- Exercise -
Nothing in the data should change when you return it, but leave the pictures out.

+++++

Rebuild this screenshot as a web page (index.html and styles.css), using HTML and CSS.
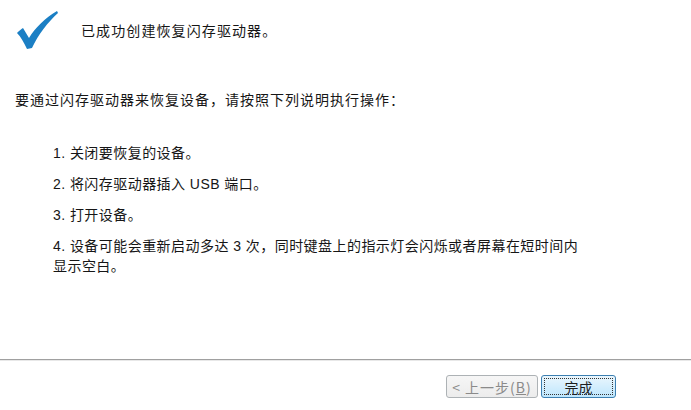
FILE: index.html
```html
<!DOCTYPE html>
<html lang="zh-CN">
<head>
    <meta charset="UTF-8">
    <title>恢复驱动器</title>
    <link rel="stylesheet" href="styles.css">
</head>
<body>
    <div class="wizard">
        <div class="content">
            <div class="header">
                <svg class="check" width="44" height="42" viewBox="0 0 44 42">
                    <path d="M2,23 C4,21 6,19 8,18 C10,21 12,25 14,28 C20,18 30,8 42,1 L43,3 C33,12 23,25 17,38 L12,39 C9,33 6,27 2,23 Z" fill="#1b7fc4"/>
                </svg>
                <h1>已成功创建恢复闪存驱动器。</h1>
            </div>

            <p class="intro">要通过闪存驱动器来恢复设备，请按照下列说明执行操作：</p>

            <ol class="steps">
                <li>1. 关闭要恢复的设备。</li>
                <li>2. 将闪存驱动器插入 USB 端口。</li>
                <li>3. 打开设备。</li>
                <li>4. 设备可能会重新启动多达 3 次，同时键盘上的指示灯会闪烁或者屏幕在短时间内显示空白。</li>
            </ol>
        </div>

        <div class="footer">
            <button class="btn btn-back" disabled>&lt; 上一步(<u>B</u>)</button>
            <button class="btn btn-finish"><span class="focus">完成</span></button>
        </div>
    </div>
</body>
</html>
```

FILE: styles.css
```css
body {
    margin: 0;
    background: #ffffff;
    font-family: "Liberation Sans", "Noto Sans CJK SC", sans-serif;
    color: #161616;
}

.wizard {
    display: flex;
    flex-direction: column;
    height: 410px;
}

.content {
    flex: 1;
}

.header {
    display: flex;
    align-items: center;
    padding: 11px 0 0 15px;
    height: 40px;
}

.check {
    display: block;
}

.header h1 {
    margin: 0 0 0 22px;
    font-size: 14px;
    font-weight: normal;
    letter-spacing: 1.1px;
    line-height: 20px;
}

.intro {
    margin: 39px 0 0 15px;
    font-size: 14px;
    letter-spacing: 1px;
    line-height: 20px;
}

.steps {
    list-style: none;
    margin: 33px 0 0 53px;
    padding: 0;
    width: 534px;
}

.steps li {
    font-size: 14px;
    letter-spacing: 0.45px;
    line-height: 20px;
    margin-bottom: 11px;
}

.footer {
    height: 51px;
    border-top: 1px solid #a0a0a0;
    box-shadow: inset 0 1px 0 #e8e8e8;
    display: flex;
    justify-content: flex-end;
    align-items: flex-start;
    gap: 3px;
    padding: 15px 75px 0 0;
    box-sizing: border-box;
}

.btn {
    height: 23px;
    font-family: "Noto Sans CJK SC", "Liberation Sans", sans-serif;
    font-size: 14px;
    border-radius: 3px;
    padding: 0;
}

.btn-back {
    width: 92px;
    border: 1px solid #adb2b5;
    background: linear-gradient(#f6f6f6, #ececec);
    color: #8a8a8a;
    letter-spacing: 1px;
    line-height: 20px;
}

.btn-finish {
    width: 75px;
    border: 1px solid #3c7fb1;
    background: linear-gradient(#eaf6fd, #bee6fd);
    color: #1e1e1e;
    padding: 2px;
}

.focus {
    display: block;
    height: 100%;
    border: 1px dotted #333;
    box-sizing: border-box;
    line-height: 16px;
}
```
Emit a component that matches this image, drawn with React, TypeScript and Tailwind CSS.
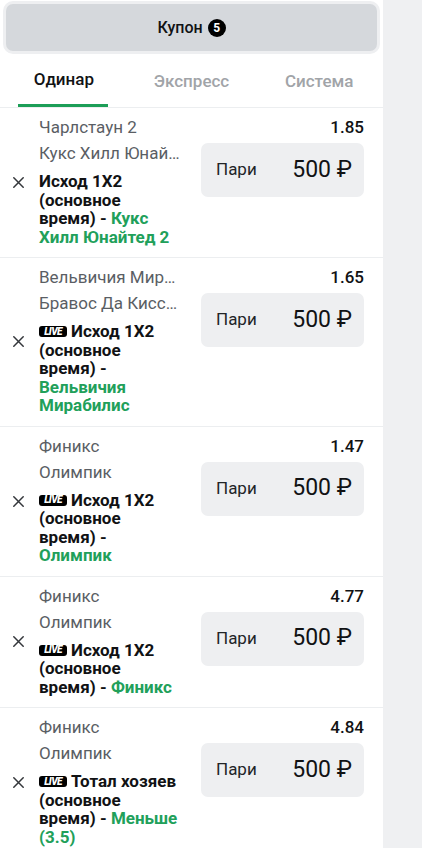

+++++

- Result -
Rebuild this screenshot as a web page (index.html and styles.css), using HTML and CSS.
FILE: index.html
```html
<!DOCTYPE html>
<html lang="zh-CN">
<head>
    <meta charset="UTF-8">
    <title>恢复驱动器</title>
    <link rel="stylesheet" href="styles.css">
</head>
<body>
    <div class="wizard">
        <div class="content">
            <div class="header">
                <svg class="check" width="44" height="42" viewBox="0 0 44 42">
                    <path d="M2,23 C4,21 6,19 8,18 C10,21 12,25 14,28 C20,18 30,8 42,1 L43,3 C33,12 23,25 17,38 L12,39 C9,33 6,27 2,23 Z" fill="#1b7fc4"/>
                </svg>
                <h1>已成功创建恢复闪存驱动器。</h1>
            </div>

            <p class="intro">要通过闪存驱动器来恢复设备，请按照下列说明执行操作：</p>

            <ol class="steps">
                <li>1. 关闭要恢复的设备。</li>
                <li>2. 将闪存驱动器插入 USB 端口。</li>
                <li>3. 打开设备。</li>
                <li>4. 设备可能会重新启动多达 3 次，同时键盘上的指示灯会闪烁或者屏幕在短时间内显示空白。</li>
            </ol>
        </div>

        <div class="footer">
            <button class="btn btn-back" disabled>&lt; 上一步(<u>B</u>)</button>
            <button class="btn btn-finish"><span class="focus">完成</span></button>
        </div>
    </div>
</body>
</html>
```

FILE: styles.css
```css
body {
    margin: 0;
    background: #ffffff;
    font-family: "Liberation Sans", "Noto Sans CJK SC", sans-serif;
    color: #161616;
}

.wizard {
    display: flex;
    flex-direction: column;
    height: 410px;
}

.content {
    flex: 1;
}

.header {
    display: flex;
    align-items: center;
    padding: 11px 0 0 15px;
    height: 40px;
}

.check {
    display: block;
}

.header h1 {
    margin: 0 0 0 22px;
    font-size: 14px;
    font-weight: normal;
    letter-spacing: 1.1px;
    line-height: 20px;
}

.intro {
    margin: 39px 0 0 15px;
    font-size: 14px;
    letter-spacing: 1px;
    line-height: 20px;
}

.steps {
    list-style: none;
    margin: 33px 0 0 53px;
    padding: 0;
    width: 534px;
}

.steps li {
    font-size: 14px;
    letter-spacing: 0.45px;
    line-height: 20px;
    margin-bottom: 11px;
}

.footer {
    height: 51px;
    border-top: 1px solid #a0a0a0;
    box-shadow: inset 0 1px 0 #e8e8e8;
    display: flex;
    justify-content: flex-end;
    align-items: flex-start;
    gap: 3px;
    padding: 15px 75px 0 0;
    box-sizing: border-box;
}

.btn {
    height: 23px;
    font-family: "Noto Sans CJK SC", "Liberation Sans", sans-serif;
    font-size: 14px;
    border-radius: 3px;
    padding: 0;
}

.btn-back {
    width: 92px;
    border: 1px solid #adb2b5;
    background: linear-gradient(#f6f6f6, #ececec);
    color: #8a8a8a;
    letter-spacing: 1px;
    line-height: 20px;
}

.btn-finish {
    width: 75px;
    border: 1px solid #3c7fb1;
    background: linear-gradient(#eaf6fd, #bee6fd);
    color: #1e1e1e;
    padding: 2px;
}

.focus {
    display: block;
    height: 100%;
    border: 1px dotted #333;
    box-sizing: border-box;
    line-height: 16px;
}
```
Emit a component that matches this image, drawn with React, TypeScript and Tailwind CSS.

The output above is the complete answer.